Home Depot workers in Philadelphia have filed a petition with the National Labor Relations Board to form a store-wide union at the world’s largest home improvement retailer.

The petition seeks to form a collective bargaining unit for 274 employees working in merchandising, specialty, and operations at a Home Depot in Northeast Philadelphia. The federal agency’s database shows no other attempts to form a store-wide union at the company, though a group of 60 Home Depot delivery drivers in San Diego successfully unionized with the International Brotherhood of Teamsters in 2019.

A Home Depot spokesperson told the Associated Press that the company is aware of the filing and “we look forward to talking to our associates about their concerns.”

“While we will of course work through the NLRB process, we do not believe unionization is the best solution for our associates,” Home Depot spokesperson Sara Gorman said in an email.

Vincent Quiles, a store employee who is leading the petition, told The Philadelphia Inquirer that he delivered the petition with 103 worker signatures to the federal labor board Tuesday.

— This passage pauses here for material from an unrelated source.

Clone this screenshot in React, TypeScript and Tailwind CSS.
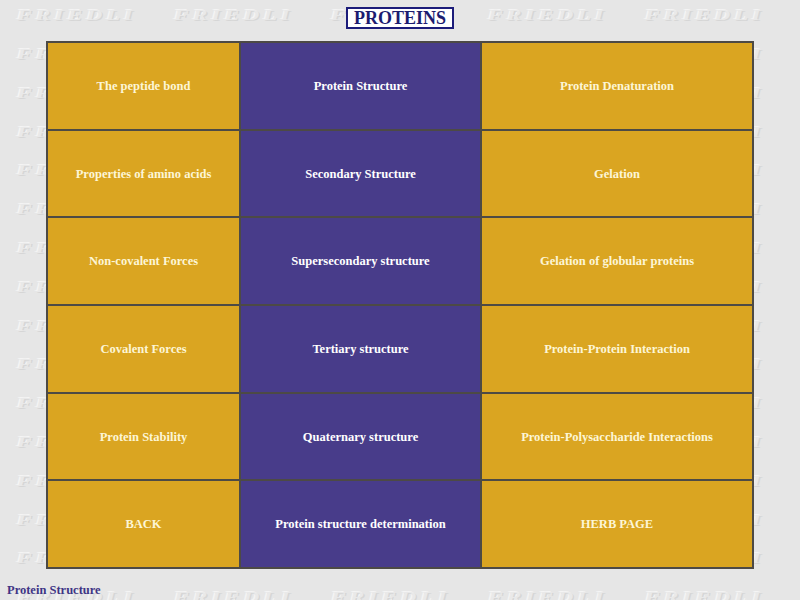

He told the newspaper workers felt exploited during the pandemic and were concerned with compensation, staffing, and working conditions.

An apparent Home Depot training video gained traction on TikTok last year, citing the legally binding nature of signing a union petition and saying that unions often make promises that they can’t guarantee.

Worker discontent has galvanized labor movements at several major companies in the US in the wake of the COVID-19 pandemic, which sparked tensions over sick leave policies, scheduling, safety and other issues.

In a surprise victory, Amazon workers at a Staten Island warehouse voted in favor of unionizing in April, though similar efforts at other warehouses so far have been unsuccessful. At least 238 US Starbucks stores have voted to unionize over the past year, according to the NLRB, including more than a dozen in Philadelphia and Pittsburgh. Last week, rail workers won key concessions in a tentative agreement with rail companies that averted a potentially devastating shutdown of the nation’s freight trains.

Information from the Associated Press was used in this report.